At 4 months old, Trip weighed 48 pounds. He is growing so fast. He is still on chain, but I got an enclosure built on horse area for Paris yesterday. Also got air conditioning unit fenced off in back yard to keep it safe from puppy teeth. Raining again. I need a clear day so I can tie up the mule and walk Paris around. I made her a safe zone with a cow panel any half a panel for a gate. It is opened up just enough for a dog to get through, bit not a mule! Trip loves our walks and is up in the middle of what I'm doing.


----------



## Baymule (Mar 14, 2015)

Total fail. Paris hated being in with the horses. She wanted her yard back and attacked Trip through the wire, snarling and biting wire because Trip was in HER yard. Right before dark, Paris dug under the gate, just lucky I saw her in front of the house. Had to put Trip back on chain and give the yard back to the Queen. I feel disheartened. Trying to do best for dogs, but they didn't get the memo. So for now we are stuck on status quo. Back to the drawing board. Neighbor on one side is welding his corner posts today and has offered to pay half cost of wire, only 200' but we'll sure take that offer. We'll get some more fence built, but that will take awhile. Then maybe things will improve. @Southernbychoice, you will be pleased to know that I'm buying 2 wethers to train Trip with. So I'll be a goatie before I'm a sheepie. LOL


----------



## Baymule (Mar 24, 2015)

We finally got s yard built for Trip. We leave him out at night and he likes that much better. When he plays with Parker, our Great Dane/Black Lab he goes for the legs. Trip chomps up and down Parker's legs like we eat corn on the cob. Parker drags Trip around by the tail, it is so funny. They love to romp and play. Trip barks the alarm like a good LGD, but not just to be barking.


----------



## Southern by choice (Mar 24, 2015)

Baymule said:


> you will be pleased to know that I'm buying 2 wethers to train Trip with





Baymule said:


> So I'll be a goatie before I'm a sheepie



YAY!  There is hope for you yet!


----------



## Southern by choice (Mar 24, 2015)

Question for you Bay...

When Paris "goes after" Trip what does she do?


----------



## Baymule (Mar 25, 2015)

She attacked him, pinned him to the ground and shook him like a rat. She will jump on Parker sometimes, but he bows to the Queen and runs for his life. Trip is already showing defiance. When Parker is too rough, Trip doesn't back down, but barks and snarls in that "don't mess with me" angry tone. Then Parker apologizes, they lick mouths and go back to playing.  If he was defiant to Paris, she would tear him up. I can already see the top dog in Trip. So how do I get her to accept Trip? We have two dominant top dogs. LOL I have thought about waiting until she's in standing heat, he might look pretty good to her then. LOL


----------



## Southern by choice (Mar 25, 2015)

I would look for a really good behaviorist/trainer. The reason is when a dog has serious aggression towards another animal there are MANY things to look at and there really is no ONE  way to correct. The root of the issue needs to be established first then a course of action established. This is very individual. 
The trainer will observe how you handle the situation  from before it starts all the way through to the end of the matter. 

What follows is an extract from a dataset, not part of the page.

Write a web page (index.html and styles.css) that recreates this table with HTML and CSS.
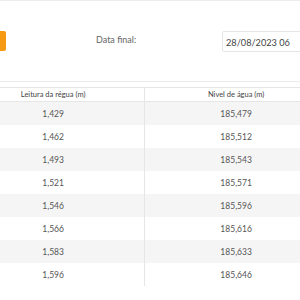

When she "shook him like a rat" did she puncture him? 
Standing heat won't change much  because after that standing heat all will return to "normal". 

How do you correct Paris now?


----------



## Baymule (Mar 25, 2015)

A scolding hurts her do bad, she hits the ground and rolls belly up. When she attacks another dog, it takes me and DH to separate them. She despises Polly, our Aussie, and Polly despises her. To be fair, they used to share the back yard and Polly snapped at Paris one evening, jealous because Paris came up to me for attention. Paris nearly killed Polly. We just make sure to keep them separate. Recently Polly squeezed between my feet, ran out in the back yard and attacked Paris. Bad idea, dummy dog!

Trip's pen is right next to Paris yard, they seem to get along. But Paris will still jump Trip, even through the wire. She might be a solitary LGD and be happy with it.


----------



## Latestarter (Nov 2, 2015)

OK, so 7+ months have gone by. What's the status of Paris and Trip? Trip must be a pretty big fella by now. Still not full grown, but should be close. Are they getting along any better?


----------



## Baymule (Nov 2, 2015)

Trip has grown, will be a year old Nov 9. He is still very much a puppy and loves to play. I will have to get some updated pictures on here!


----------